Here’s a great photo from the early 1930s that shows both of the completed sanitary fills (and so much else to look at). We love this photo.

Aerial oblique photo from the early 1930s shows both former fill sites and a lot more, including a very brushy Wilshire Park and the new Beaumont School. Click to enlarge this amazing photo.

In 1924, one year after opening when it became time to shut down the Fremont Sanitary Fill, the city realized it had trained all of east Portland to bring its trash to Alameda, and that it would probably take some retraining and even some enforcement to break the habit.

From The Oregonian, May 30, 1924

In a final accounting contained in his January 1926 report to City Commissioner Charles A. Bigelow, Garbage Disposal Bureau Director Helber summarized the following statistics for the Fremont Street Sanitary Fill:

  • Estimated number of loads of garbage received: 1,618
  • Average number of loads received per day: 62 ½
  • Average tons of garbage dumped each day: 136
  • Estimated tons of garbage dumped: 3,541 ½
  • Average yards of dirt received per day: 3 ½
  • Total salary of all dump workers per month: $442
  • Monthly installment on new tractor used on site: $121.25

That’s a lot of garbage.
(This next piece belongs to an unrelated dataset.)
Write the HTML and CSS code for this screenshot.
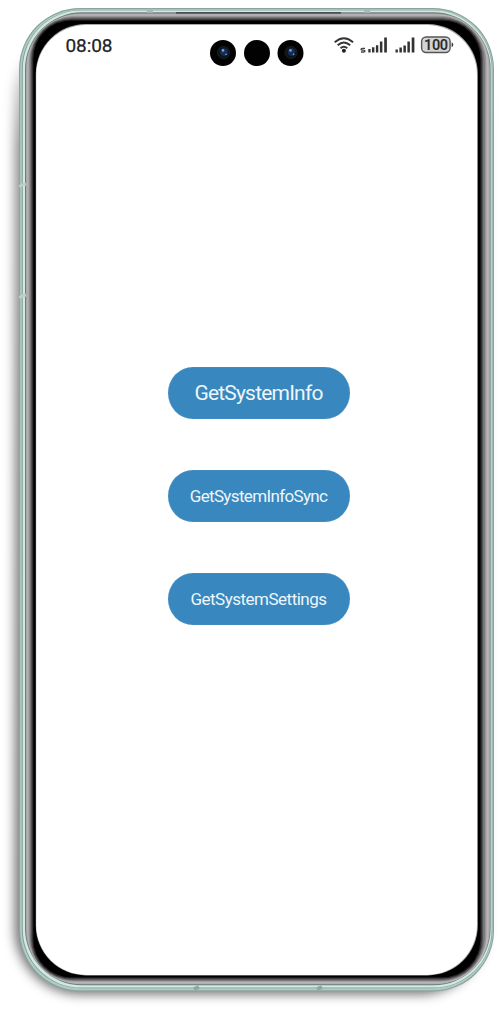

Sixty-two loads arriving at the top of the hill on Fremont Street each day for more than a year, dumped over the edge, spread by tractor down the slope and covered over with a little dirt.

The city continued to use the sanitary fill method in other areas as it planned a larger incinerator—a long drawn out process because no neighborhood wanted it in their backyard—which was ultimately built in 1932 in St. Johns and is known today as Chimney Park.

But in the meantime while incinerator planning and location were being fought about in City Hall, the fill method was gaining critics. Here’s news of neighbors at NE 37th and Alberta (today’s Alberta Court) complaining about the stench to City Council.

From The Oregonian, October 20, 1927

Back at the Fremont fill in the early 1940s, home construction was just getting underway. Here’s a photo from 1943.

Detail from a 1943 aerial photo, green outline added to show former gravel pit and fill area.